Well, I only read about that stuff in the popular magazines, such as Time,
Newsweek and since that time my reduced interest in the whole issue does not
warrant any more effort. There are books also about the innocence of
Rosenbergs and Hiss and I am not surprised about these new refutations,
either. I am more swayed by the fact that Opy and some of his fellow
scientists were under suspicion by the FBI after the war though they may
not have had enough proof to convict them in a court of law. A lot of
espionage cases are like that.
> parties are worried that if they advocate doing this they will lose favor
> with the journalists protecting their existing situation, much as British
> governments, both Tory and Labour, are afraid of the trade unions.
Not the Iron Lady though!
> But where is this outsider Hungarian getting the capital?
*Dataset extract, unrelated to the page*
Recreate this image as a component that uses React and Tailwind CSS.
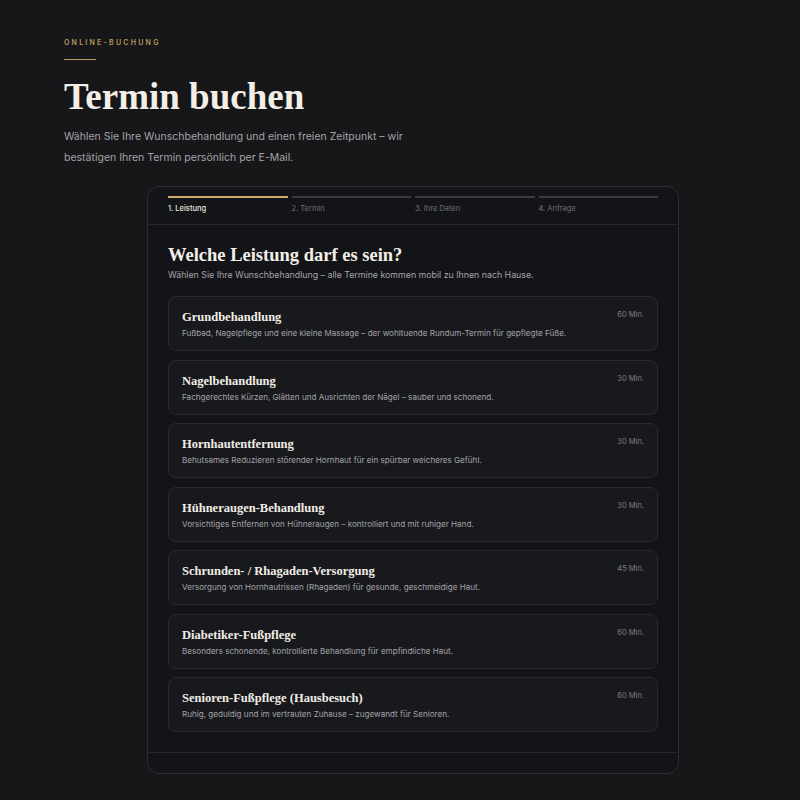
const services = [
  { title: 'Grundbehandlung', text: 'Fußbad, Nagelpflege und eine kleine Massage – der wohltuende Rundum-Termin für gepflegte Füße.', dur: '60 Min.' },
  { title: 'Nagelbehandlung', text: 'Fachgerechtes Kürzen, Glätten und Ausrichten der Nägel – sauber und schonend.', dur: '30 Min.' },
  { title: 'Hornhautentfernung', text: 'Behutsames Reduzieren störender Hornhaut für ein spürbar weicheres Gefühl.', dur: '30 Min.' },
  { title: 'Hühneraugen-Behandlung', text: 'Vorsichtiges Entfernen von Hühneraugen – kontrolliert und mit ruhiger Hand.', dur: '30 Min.' },
  { title: 'Schrunden- / Rhagaden-Versorgung', text: 'Versorgung von Hornhautrissen (Rhagaden) für gesunde, geschmeidige Haut.', dur: '45 Min.' },
  { title: 'Diabetiker-Fußpflege', text: 'Besonders schonende, kontrollierte Behandlung für empfindliche Haut.', dur: '60 Min.' },
  { title: 'Senioren-Fußpflege (Hausbesuch)', text: 'Ruhig, geduldig und im vertrauten Zuhause – zugewandt für Senioren.', dur: '60 Min.' },
];

const steps = ['1. Leistung', '2. Termin', '3. Ihre Daten', '4. Anfrage'];

const serif = { fontFamily: '"Liberation Serif", "DejaVu Serif", serif' };

export default function App() {
  return (
    <div className="min-h-screen bg-[#17171a] text-white" style={{ fontFamily: 'Inter, "Noto Sans", sans-serif' }}>
      <div className="px-16 pt-[39px]">
        {/* Kopf */}
        <p className="text-[7px] font-semibold tracking-[0.32em] text-[#b8975e] leading-none">ONLINE-BUCHUNG</p>
        <div className="mt-[13px] h-px w-8 bg-[#b8975e]" />
        <h1 className="mt-[18px] text-[37px] font-bold leading-none text-[#f3efe7]" style={serif}>Termin buchen</h1>
        <p className="mt-[11px] max-w-[360px] text-[10.5px] leading-[21px] text-[#a3a3a8]">
          Wählen Sie Ihre Wunschbehandlung und einen freien Zeitpunkt – wir bestätigen Ihren Termin persönlich per E-Mail.
        </p>
      </div>

      {/* Buchungskarte */}
      <div className="ml-[147px] mt-[18px] w-[532px] rounded-xl border border-[#2c2d31] bg-[#131418]">
        <div className="border-b border-[#26272b] px-[20px] pt-[9px] pb-[10px]">
          <div className="grid grid-cols-4 gap-1">
            {steps.map((s, i) => (
              <div key={s}>
                <div className={`h-[2px] ${i === 0 ? 'bg-[#c9a96e]' : 'bg-[#3a3b40]'}`} />
                <p className={`mt-[6px] text-[7.5px] leading-[10px] ${i === 0 ? 'font-medium text-[#e8e6e1]' : 'text-[#6f7076]'}`}>{s}</p>
              </div>
            ))}
          </div>
        </div>

        <div className="px-[20px] pt-[20px] pb-[20px]">
          <h2 className="text-[18.5px] font-bold leading-[20px] text-[#f3efe7]" style={serif}>Welche Leistung darf es sein?</h2>
          <p className="mt-[4px] text-[8.8px] leading-[12px] text-[#a3a3a8]">
            Wählen Sie Ihre Wunschbehandlung – alle Termine kommen mobil zu Ihnen nach Hause.
          </p>

          <div className="mt-[15px] flex flex-col gap-[8.5px]">
            {services.map((s) => (
              <div key={s.title} className="flex h-[55px] justify-between rounded-lg border border-[#2a2b30] bg-[#18191d] px-[13px] pt-[13px]">
                <div>
                  <p className="text-[12.5px] font-bold leading-[14px] text-[#f1ede5]" style={serif}>{s.title}</p>
                  <p className="mt-[4px] text-[8.1px] leading-[11px] text-[#a3a3a8]">{s.text}</p>
                </div>
                <span className="text-[7.5px] leading-[10px] text-[#7d7e84]">{s.dur}</span>
              </div>
            ))}
          </div>
        </div>

        <div className="h-[21px] border-t border-[#26272b]" />
      </div>
      <div className="h-[27px]" />
    </div>
  );
}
There isn't that
> much of private capital around to begin with, and outsiders will have a hard
> time convincing a venture capitalist that they actually have the expertise
> to run the business.
Then maybe they should wait a little till there are more than a handful
of Hungarian millionaires. I don't think the owners have to know about
the broadcasting business. What did GE understand about it when it
bought NBC? They just need to hire people who are broadcast experts and
let them run it. What the owner is interested in is the bottom line.
Some, like Soros, excepted, of course.